385 at 4 inches is getting crushed 4 inches with 1100 on it....they compress together regardless....


1100...this assumes not including unsprung.


the current spring with 1100 on it at 10.x inches means everything. if its 650 ppi and 17 in free you are not going to gain....you are going to lose height.

 

[bobbywalter]

1100/385= 2.85 in

the transition is not considering motion ratio.

 

[Jim Oaks]

You know the 10.50" spring has 1100 lbs on it. Compressed is the distance between the beam and the coil bucket.

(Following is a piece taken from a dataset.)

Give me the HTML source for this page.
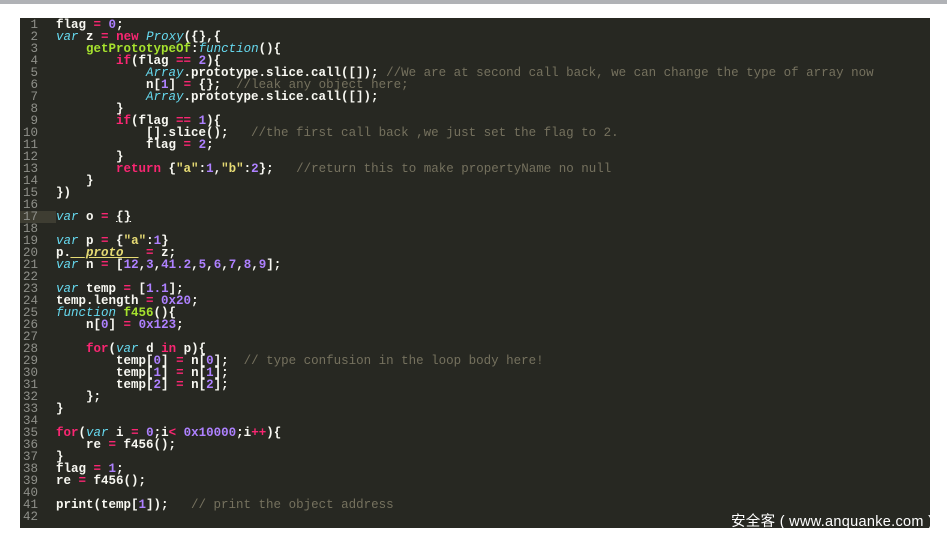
<!DOCTYPE html>
<html><head><meta charset="utf-8"><style>
body{margin:0;width:947px;height:540px;background:#fff;position:relative;overflow:hidden}
.top{position:absolute;left:0;top:0;width:947px;height:4px;background:#b0b2b6}
.panel{position:absolute;left:20px;top:18px;width:910px;height:510px;background:#272822}
pre{position:absolute;margin:0;top:19px;font-family:"Liberation Mono",monospace;font-size:12.5px;line-height:12px;color:#f8f8f2;font-weight:bold}
.ln{left:20px;width:18px;text-align:right;color:#8f908a;font-weight:normal}
.code{left:56px}
.k{color:#f92672}.v{color:#66d9ef;font-style:italic;font-weight:normal}.n{color:#ae81ff}.f{color:#a6e22e}.s{color:#e6db74}.c{color:#75715e;font-weight:normal}
.hl{position:absolute;left:20px;top:211px;width:36px;height:12px;background:#3e3d32}
.wm{position:absolute;left:731px;top:510px;font-family:"Liberation Sans","Noto Sans CJK SC",sans-serif;font-size:14.5px;color:#fff;white-space:nowrap;letter-spacing:0.3px}
</style></head><body>
<div class="top"></div>
<div class="panel"></div>
<div class="hl"></div>
<pre class="ln">1
2
3
4
5
6
7
8
9
10
11
12
13
14
15
16
17
18
19
20
21
22
23
24
25
26
27
28
29
30
31
32
33
34
35
36
37
38
39
40
41
42</pre>
<pre class="code">flag <span class="k">=</span> <span class="n">0</span>;
<span class="v">var</span> z <span class="k">=</span> <span class="k">new</span> <span class="v">Proxy</span>({},{
    <span class="f">getPrototypeOf</span>:<span class="v">function</span>(){
        <span class="k">if</span>(flag <span class="k">==</span> <span class="n">2</span>){
            <span class="v">Array</span>.prototype.slice.call([]); <span class="c">//We are at second call back, we can change the type of array now</span>
            n[<span class="n">1</span>] <span class="k">=</span> {};  <span class="c">//leak any object here;</span>
            <span class="v">Array</span>.prototype.slice.call([]);
        }
        <span class="k">if</span>(flag <span class="k">==</span> <span class="n">1</span>){
            [].slice();   <span class="c">//the first call back ,we just set the flag to 2.</span>
            flag <span class="k">=</span> <span class="n">2</span>;
        }
        <span class="k">return</span> {<span class="s">"a"</span>:<span class="n">1</span>,<span class="s">"b"</span>:<span class="n">2</span>};   <span class="c">//return this to make propertyName no null</span>
    }
})

<span class="v">var</span> o <span class="k">=</span> <u>{}</u>

<span class="v">var</span> p <span class="k">=</span> {<span class="s">"a"</span>:<span class="n">1</span>}
p.<span class="s" style="font-style:italic;text-decoration:underline">__proto__</span> <span class="k">=</span> z;
<span class="v">var</span> n <span class="k">=</span> [<span class="n">12</span>,<span class="n">3</span>,<span class="n">41.2</span>,<span class="n">5</span>,<span class="n">6</span>,<span class="n">7</span>,<span class="n">8</span>,<span class="n">9</span>];

<span class="v">var</span> temp <span class="k">=</span> [<span class="n">1.1</span>];
temp.length <span class="k">=</span> <span class="n">0x20</span>;
<span class="v">function</span> <span class="f">f456</span>(){
    n[<span class="n">0</span>] <span class="k">=</span> <span class="n">0x123</span>;

    <span class="k">for</span>(<span class="v">var</span> d <span class="k">in</span> p){
        temp[<span class="n">0</span>] <span class="k">=</span> n[<span class="n">0</span>];  <span class="c">// type confusion in the loop body here!</span>
        temp[<span class="n">1</span>] <span class="k">=</span> n[<span class="n">1</span>];
        temp[<span class="n">2</span>] <span class="k">=</span> n[<span class="n">2</span>];
    };
}

<span class="k">for</span>(<span class="v">var</span> i <span class="k">=</span> <span class="n">0</span>;i<span class="k">&lt;</span> <span class="n">0x10000</span>;i<span class="k">++</span>){
    re <span class="k">=</span> f456();
}
flag <span class="k">=</span> <span class="n">1</span>;
re <span class="k">=</span> f456();

print(temp[<span class="n">1</span>]);   <span class="c">// print the object address</span>
</pre>
<div class="wm">安全客 ( www.anquanke.com )</div>
</body></html>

Free is 18.625". The only measurement I don't know is the length of coil that's 385 PPI. It looks like it's 25% of the coil.

 

[bobbywalter]

well...at a .75 motion ratio the static load is 1500ish.

which will eat 4 inches. the lever ratio is real.


with...and if the spring is actually accurate in its dual rating you will have to install it and measure it.

with no other changes i can tell you what the current spring is. based on this known.

 

[bobbywalter]

so the way i guess the 4 inches at zero is this.


top rate x bottom rate divided by the top rate plus the bottom rate.


this is like 4 1/2 inches. which all things equal from the 18 1/2 is is a 4 ish inch lift. is that what you are looking for?

 

[bobbywalter]

but the unknown motion ratio could be a killer.....typical...ttb i assume as you mentioned beam is 1.1-1.3 ish....

that is why i dont like progressives with my beams. they are better riding initially with the lower primary rate...but the 385 gets smashed flat when your whooping on it in short order and your stuck with the 650 secondary instead of the 240 ppi primary...


i just run soft singles and air bags.


typical ttb is 450 ish so the 240 is definitely nicer, whereas a single 200 with a bag is tunable for any situation if you are using the truck as a truck.

 

[alwaysFlOoReD]

It looks like it's 25% of the coil.

Looks like about a 1/3 to my scientific eye instrument. Counting coils its .38 (5/13).
Also you have some glitches in your article. The sq and tg pics are swapped according to the descriptions. There are also a few spelling and other mistakes. I'll look again tomorrow and provide a list if you want. Its bedtime for me now.

 

[Uncle Gump]

 

[Curious Hound]

View attachment 123405

= 42

 

[rubydist]

If you assume that the entire 1100 lbs is applied at the 385 rate, then the deflection is 2.85" and the compressed length is 15.77" - BUT you are guessing that it is all at the lower rate since you don't know everything you need to know. So, you get over 5" of lift at the spring. (note that if part of that 1100 lbs is at the higher spring rate, then the compressed length of the spring is even longer resulting in more lift.)